️ Freire’s Critical Pedagogy:
“Empowering students, not just feeding them knowledge.”
In this view, education is not about depositing facts into passive students (what Freire called the “banking model”). It’s about helping students become critical thinkers, questioners, and active participants in shaping their world.
🧠 A Scenario: If Freire Walked into Today’s Classroom
Scene: A Grade 8 Classroom – Modern School, Whiteboard, Desks in Rows
Students sit quietly, heads down, copying a full page of notes written on the board by the teacher. Some yawn. A few glance at the clock. No one asks questions. The classroom is silent.
The door opens. Paulo Freire walks in. He observes silently.

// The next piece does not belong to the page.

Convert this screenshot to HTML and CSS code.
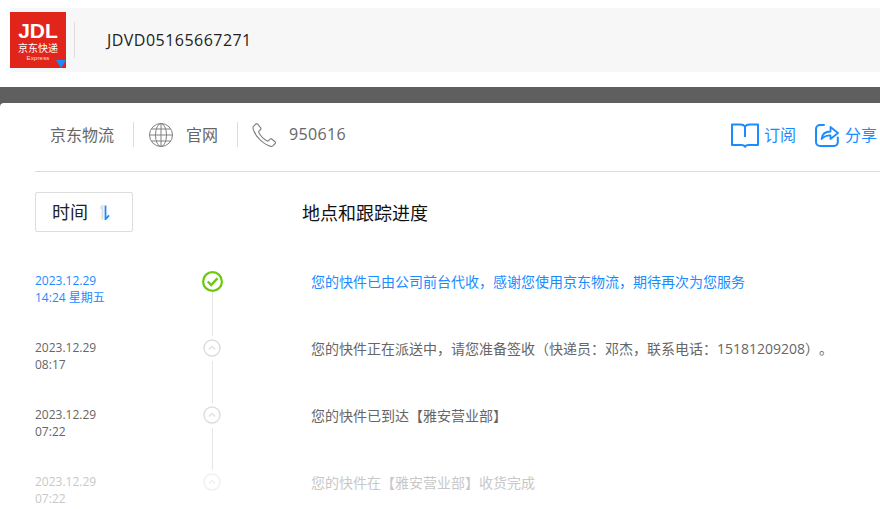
FILE: index.html
```html
<!DOCTYPE html>
<html lang="zh-CN">
<head>
<meta charset="utf-8">
<title>JDVD05165667271</title>
<link rel="stylesheet" href="styles.css">
</head>
<body>
<header class="top">
  <div class="track">
    <div class="logo">
      <span class="logo-jdl">JDL</span>
      <span class="logo-cn">京东快递</span>
      <span class="logo-en">Express</span>
      <i class="logo-tri"></i>
    </div>
    <span class="vrule"></span>
    <span class="number">JDVD05165667271</span>
  </div>
</header>
<div class="sheet">
  <main class="card">
    <nav class="carrier">
      <span class="c-name">京东物流</span>
      <span class="c-rule"></span>
      <svg class="globe" viewBox="0 0 24 24" fill="none" stroke="#808080" stroke-width="1">
        <circle cx="12" cy="12" r="11.5"/>
        <ellipse cx="12" cy="12" rx="5.5" ry="11.5"/>
        <path d="M12 .5v23M.5 12h23M2.300 6h19.400M2.300 18h19.400"/>
      </svg>
      <span class="c-text">官网</span>
      <span class="c-rule c-rule-2"></span>
      <svg class="phone" viewBox="0 0 24 24" fill="none" stroke="#808080" stroke-width="1.100" stroke-linejoin="round">
        <path d="M1.400 3.400 3.900 1c.6-.5 1.300-.5 1.800.1l3 3.800c.4.500.3 1.200-.1 1.600L6.900 8.200c-.3.300-.3.600-.2 1 .9 1.900 2.300 3.800 3.600 5.100 1.400 1.400 3.100 2.800 5 3.700.4.200.8.100 1.100-.2l1.700-1.700c.4-.4 1.100-.5 1.600-.1l3.400 2.700c.6.500.6 1.300.1 1.800l-2.400 2.400c-.6.500-1.300.7-2.100.5-3.700-1-7.600-3.500-10.800-6.700C4.700 13.500 2.200 9.800 1.100 5.800.9 4.900 1 4 1.400 3.400Z"/>
      </svg>
      <span class="c-num">950616</span>
      <span class="c-actions">
        <svg class="book" viewBox="0 0 28 26" fill="none" stroke="#1a8cff" stroke-width="2" stroke-linejoin="round">
          <path d="M1 2.500h8.500c2 0 3.600.8 4.500 2 .9-1.200 2.500-2 4.500-2H27v20.500H17.500c-1.500 0-2.800.4-3.500 1.700-.7-1.300-2-1.700-3.500-1.700H1Z"/>
          <path d="M14 5v10"/>
        </svg>
        <span class="c-link">订阅</span>
        <svg class="share" viewBox="0 0 24 26" fill="none" stroke="#1a8cff" stroke-width="2" stroke-linecap="round" stroke-linejoin="round">
          <path d="M9 3H5a4 4 0 0 0-4 4v13a4 4 0 0 0 4 4h14a4 4 0 0 0 3.800-3.500v-5"/>
          <path d="M6.500 17c.6-5 4-7.500 9-7.500V5L23 11l-7.500 6v-3.700c-3.500 0-6.500.9-9 3.700Z" stroke-width="1.800"/>
        </svg>
        <span class="c-link c-link-2">分享</span>
      </span>
    </nav>
    <div class="heads">
      <button class="sort" type="button"><span class="sort-label">时间</span>
        <svg class="sort-arrows" viewBox="0 0 10 15" fill="none">
          <path d="M2.500 14.500V.7L.5 3.500" stroke="#dcdcdc" stroke-width="1.800"/>
          <path d="M5.500.5v13.800l3.500-4" stroke="#1a8cff" stroke-width="1.800"/>
        </svg>
      </button>
      <h2 class="place">地点和跟踪进度</h2>
    </div>
    <ol class="timeline">
      <li class="step step-now">
        <time class="when">2023.12.29<br>14:24 星期五</time>
        <span class="node">
          <svg class="done" viewBox="0 0 21 21" fill="none" stroke="#6bc90a">
            <circle cx="10.500" cy="10.500" r="9.400" stroke-width="2.200"/>
            <path d="M5.800 10.500l3.400 3.500 6.200-6.600" stroke-width="2.400"/>
          </svg>
          <span class="line"></span>
        </span>
        <p class="msg">您的快件已由公司前台代收，感谢您使用京东物流，期待再次为您服务</p>
      </li>
      <li class="step">
        <time class="when">2023.12.29<br>08:17</time>
        <span class="node">
          <svg class="dot" viewBox="0 0 18 18" fill="none" stroke="#dedede"><circle cx="9" cy="9" r="8" stroke-width="1.500"/><path d="M5.800 10.500 9 7.500l3.200 3" stroke-width="1.200"/></svg>
          <span class="line"></span>
        </span>
        <p class="msg">您的快件正在派送中，请您准备签收（快递员：邓杰，联系电话：15181209208）。</p>
      </li>
      <li class="step">
        <time class="when">2023.12.29<br>07:22</time>
        <span class="node">
          <svg class="dot" viewBox="0 0 18 18" fill="none" stroke="#dedede"><circle cx="9" cy="9" r="8" stroke-width="1.500"/><path d="M5.800 10.500 9 7.500l3.200 3" stroke-width="1.200"/></svg>
          <span class="line"></span>
        </span>
        <p class="msg">您的快件已到达【雅安营业部】</p>
      </li>
      <li class="step step-fade">
        <time class="when">2023.12.29<br>07:22</time>
        <span class="node">
          <svg class="dot" viewBox="0 0 18 18" fill="none" stroke="#dedede"><circle cx="9" cy="9" r="8" stroke-width="1.500"/><path d="M5.800 10.500 9 7.500l3.200 3" stroke-width="1.200"/></svg>
        </span>
        <p class="msg">您的快件在【雅安营业部】收货完成</p>
      </li>
    </ol>
  </main>
</div>
</body>
</html>
```
FILE: styles.css
```css
* { box-sizing: border-box; }
html, body { margin: 0; padding: 0; background: #fff; }
body {
  width: 880px;
  height: 509px;
  overflow: hidden;
  font-family: "Open Sans", "Noto Sans CJK SC", sans-serif;
  color: #666;
  text-spacing-trim: space-all;
}
.top { padding: 8px 0 15px 10px; }
.track {
  display: flex;
  align-items: center;
  height: 64px;
  background: #f7f7f7;
}
.logo {
  position: relative;
  display: flex;
  flex-direction: column;
  align-items: center;
  flex: none;
  width: 56px;
  height: 56px;
  padding-top: 8px;
  background: #e1251b;
  color: #fff;
}
.logo-jdl {
  font: bold 21px/21px "Liberation Sans", sans-serif;
}
.logo-cn {
  margin-top: 2px;
  font: 10px/11px "Liberation Sans", "Noto Sans CJK SC", sans-serif;
}
.logo-en {
  margin-top: 1px;
  font: 6px/6px "Liberation Sans", sans-serif;
  letter-spacing: .2px;
  opacity: .85;
}
.logo-tri {
  position: absolute;
  right: 0;
  bottom: 0;
  width: 0;
  height: 0;
  border-style: solid;
  border-width: 8px 5px 0;
  border-color: #1a8cff transparent transparent;
}
.vrule {
  flex: none;
  width: 1px;
  height: 36px;
  margin-left: 8px;
  background: #ddd;
}
.number {
  margin-left: 32px;
  font-size: 16px;
  letter-spacing: .47px;
  color: #222;
}
.sheet {
  padding-top: 16px;
  height: 422px;
  background: #5f5f5f;
}
.card {
  height: 406px;
  padding-left: 35px;
  background: #fff;
  border-radius: 4px 0 0 0;
}
.carrier {
  display: flex;
  align-items: center;
  height: 69px;
  padding: 0 3px 5px 15px;
  border-bottom: 1px solid #ddd;
  font-size: 16px;
  white-space: nowrap;
}
.c-name, .c-text, .c-num { padding-bottom: 2px; }
.c-rule {
  flex: none;
  width: 1px;
  height: 25px;
  margin: 0 15px 0 19px;
  background: #ddd;
}
.c-rule-2 { margin-left: 19px; margin-right: 14px; }
.globe { flex: none; width: 24px; height: 24px; }
.c-text { margin-left: 13px; }
.phone { flex: none; width: 24px; height: 24px; }
.c-num { margin-left: 13px; letter-spacing: .35px; }
.c-actions {
  display: flex;
  align-items: center;
  margin-left: auto;
  color: #1a8cff;
}
.book { width: 28px; height: 26px; }
.share { width: 24px; height: 26px; margin-left: 19px; }
.c-link { margin-left: 5px; padding-bottom: 2px; }
.c-link-2 { margin-left: 6px; }
.heads {
  display: flex;
  align-items: center;
  height: 40px;
  margin-top: 20px;
}
.sort {
  display: flex;
  align-items: center;
  flex: none;
  width: 98px;
  height: 40px;
  padding: 0 0 0 16px;
  background: #fff;
  border: 1px solid #ddd;
  border-radius: 2px;
  font: 18px "Noto Sans CJK SC", sans-serif;
  color: #222;
}
.sort-label { padding-bottom: 2px; }
.sort-arrows { width: 10px; height: 15px; margin-left: 12px; }
.place {
  margin: 0 0 1px 169px;
  font: 400 18px "Noto Sans CJK SC", sans-serif;
  color: #111;
}
.timeline {
  margin: 40px 0 0;
  padding: 0;
  list-style: none;
}
.step {
  display: grid;
  grid-template-columns: 168px 18px 1fr;
  height: 67px;
}
.step-fade { height: 35px; }
.when {
  font-size: 12px;
  line-height: 17px;
}
.node {
  display: flex;
  flex-direction: column;
  align-items: center;
  height: 67px;
}
.step-fade .node { height: 35px; }
.dot { flex: none; width: 18px; height: 18px; }
.done { flex: none; width: 21px; height: 21px; margin-top: -1px; }
.line {
  flex: none;
  width: 1px;
  height: 42px;
  margin-top: 4px;
  background: #e6e6e6;
}
.step-now .line { height: 44px; margin-top: 0; }
.msg {
  margin: 1px 0 0 90px;
  font-size: 14px;
  line-height: 17px;
}
.step-now .when, .step-now .msg { color: #1a8cff; }
.step-fade .when, .step-fade .msg { color: #c8c8c8; }
.step-fade .dot { opacity: .45; }
```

He watches for a few minutes, then gently approaches the teacher and speaks softly:
️ Freire Says:
“My friend, I don’t see learning happening here—
I see obedience. I see repetition.
But where is the thinking? Where is the student’s voice?”
“These students are not vessels to be filled with your words.
They are humans with dreams, doubts, and questions.
Why are they only copying?
Why are they not asking, discussing, or discovering?”
He walks between the rows and gently speaks to a student:
“Tell me, what are you writing?”
“Do you understand it?”
“Have you ever questioned it?”
“What do you think about it?”
The student shrugs. “The teacher said we have to copy. We’ll be tested on it.”
Freire sighs, then turns to the class and speaks:
️ Freire to the Class:
“Education is not about silence.
It is about dialogue. About questioning the world around you.
You should not be copying blindly.
You should be asking: Why?
You should be saying: What do I think about this?
You are not here to memorize.
You are here to understand, to transform, and to grow.”
He picks up a student’s notebook and gently closes it.
“Let this not be a book of someone else’s thoughts.
Let it be a book of your own voice, your own questions, your own discoveries.”
He turns back to the teacher:
“Liberating education does not begin with the teacher speaking.
It begins with the student thinking.”
Moral of the Scene:
Freire would challenge copying as passive and dehumanizing.
He would call for classrooms full of dialogue, curiosity, and critical engagement—not silence and repetition.